[PATCH] D130564: [AArch64][SVE] Add patterns to select masked FP arith
Cullen Rhodes via Phabricator via llvm-commits
llvm-commits at lists.llvm.org
Tue Aug 2 03:28:00 PDT 2022
c-rhodes added inline comments.
================
Comment at: llvm/lib/Target/AArch64/AArch64SVEInstrInfo.td:373-374
+ return true; // it's the intrinsic
+ SDValue Sel = N->getOperand(2);
+ SDValue FMul = Sel->getOperand(1);
+ return N->getFlags().hasAllowContract() &&
----------------
c-rhodes wrote:
> paulwalker-arm wrote:
> > Do flags on the fmul matter? It's the result of the fadd/fsub that's affected by the contraction and so I think only those nodes require the contract flag.
> >
> > I'm not totally sure but I do wonder if we need to also check for no-signed-zeros because for the equivalent reduction code -0.0 is the nop value.
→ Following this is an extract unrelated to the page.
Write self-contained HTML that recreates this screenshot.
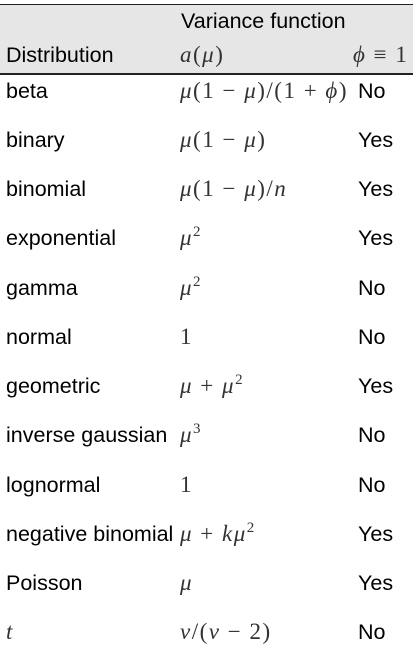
<!DOCTYPE html><html><head><style>
body{margin:0;width:419px;height:664px;background:#fff;position:relative;overflow:hidden;font-family:"Liberation Sans",Arial,sans-serif;font-size:21.5px;color:#000}
.hd{position:absolute;left:0;top:4px;width:413px;height:68px;background:#e6e6e6;border-top:1.5px solid #222;border-bottom:2px solid #222}
.t{position:absolute;line-height:26px;white-space:nowrap}
.m{font-family:"Liberation Serif",serif;font-style:italic;color:#333;font-size:23px;letter-spacing:1.5px}
.m sup{font-size:15px;font-style:normal;vertical-align:9px;line-height:0}
.r{font-style:normal}
</style></head><body>
<div class="hd"></div>
<div class="t" style="left:181px;top:8px">Variance function</div>
<div class="t" style="left:6px;top:42px">Distribution</div>
<div class="t m" style="left:180px;top:42px">a<span class="r">(</span>μ<span class="r">)</span></div>
<div class="t m" style="left:353px;top:42px">ϕ <span class="r">≡ 1</span></div>

<div class="t" style="left:6px;top:78px">beta</div><div class="t m" style="left:180px;top:78px">μ<span class="r">(1 − </span>μ<span class="r">)/(1 + </span>ϕ<span class="r">)</span></div><div class="t" style="left:358px;top:78px">No</div>
<div class="t" style="left:6px;top:127px">binary</div><div class="t m" style="left:180px;top:127px">μ<span class="r">(1 − </span>μ<span class="r">)</span></div><div class="t" style="left:358px;top:127px">Yes</div>
<div class="t" style="left:6px;top:176px">binomial</div><div class="t m" style="left:180px;top:176px">μ<span class="r">(1 − </span>μ<span class="r">)/</span>n</div><div class="t" style="left:358px;top:176px">Yes</div>
<div class="t" style="left:6px;top:225px">exponential</div><div class="t m" style="left:180px;top:225px">μ<sup>2</sup></div><div class="t" style="left:358px;top:225px">Yes</div>
<div class="t" style="left:6px;top:275px">gamma</div><div class="t m" style="left:180px;top:275px">μ<sup>2</sup></div><div class="t" style="left:358px;top:275px">No</div>
<div class="t" style="left:6px;top:324px">normal</div><div class="t m" style="left:180px;top:324px"><span class="r">1</span></div><div class="t" style="left:358px;top:324px">No</div>
<div class="t" style="left:6px;top:373px">geometric</div><div class="t m" style="left:180px;top:373px">μ <span class="r">+</span> μ<sup>2</sup></div><div class="t" style="left:358px;top:373px">Yes</div>
<div class="t" style="left:6px;top:422px">inverse gaussian</div><div class="t m" style="left:180px;top:422px">μ<sup>3</sup></div><div class="t" style="left:358px;top:422px">No</div>
<div class="t" style="left:6px;top:472px">lognormal</div><div class="t m" style="left:180px;top:472px"><span class="r">1</span></div><div class="t" style="left:358px;top:472px">No</div>
<div class="t" style="left:6px;top:521px">negative binomial</div><div class="t m" style="left:180px;top:521px">μ <span class="r">+</span> kμ<sup>2</sup></div><div class="t" style="left:358px;top:521px">Yes</div>
<div class="t" style="left:6px;top:570px">Poisson</div><div class="t m" style="left:180px;top:570px">μ</div><div class="t" style="left:358px;top:570px">Yes</div>
<div class="t m" style="left:6px;top:619px">t</div><div class="t m" style="left:180px;top:619px">ν<span class="r">/(</span>ν<span class="r"> − 2)</span></div><div class="t" style="left:358px;top:619px">No</div>
</body></html>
> > Do flags on the fmul matter? It's the result of the fadd/fsub that's affected by the contraction and so I think only those nodes require the contract flag.
>
> Not entirely sure to be honest, the existing SVE patterns we have to combine fmul+fadd into fma don't kick in unless contract is also on the fmul: https://godbolt.org/z/xWsn7vs5f
>
> I checked some other targets (X86 and Power9) and they also don't combine unless contract is on the fmul, but there is a combine in AArch64 for `fmadd` that kicks in without contract on fmul: https://godbolt.org/z/rzzTb8s9W
>
> > I'm not totally sure but I do wonder if we need to also check for no-signed-zeros because for the equivalent reduction code -0.0 is the nop value.
>
> Not sure either, I'll look into it.
>
> > I'm not totally sure but I do wonder if we need to also check for no-signed-zeros because for the equivalent reduction code -0.0 is the nop value.
>
> Not sure either, I'll look into it.
>
I think I understand the issue now.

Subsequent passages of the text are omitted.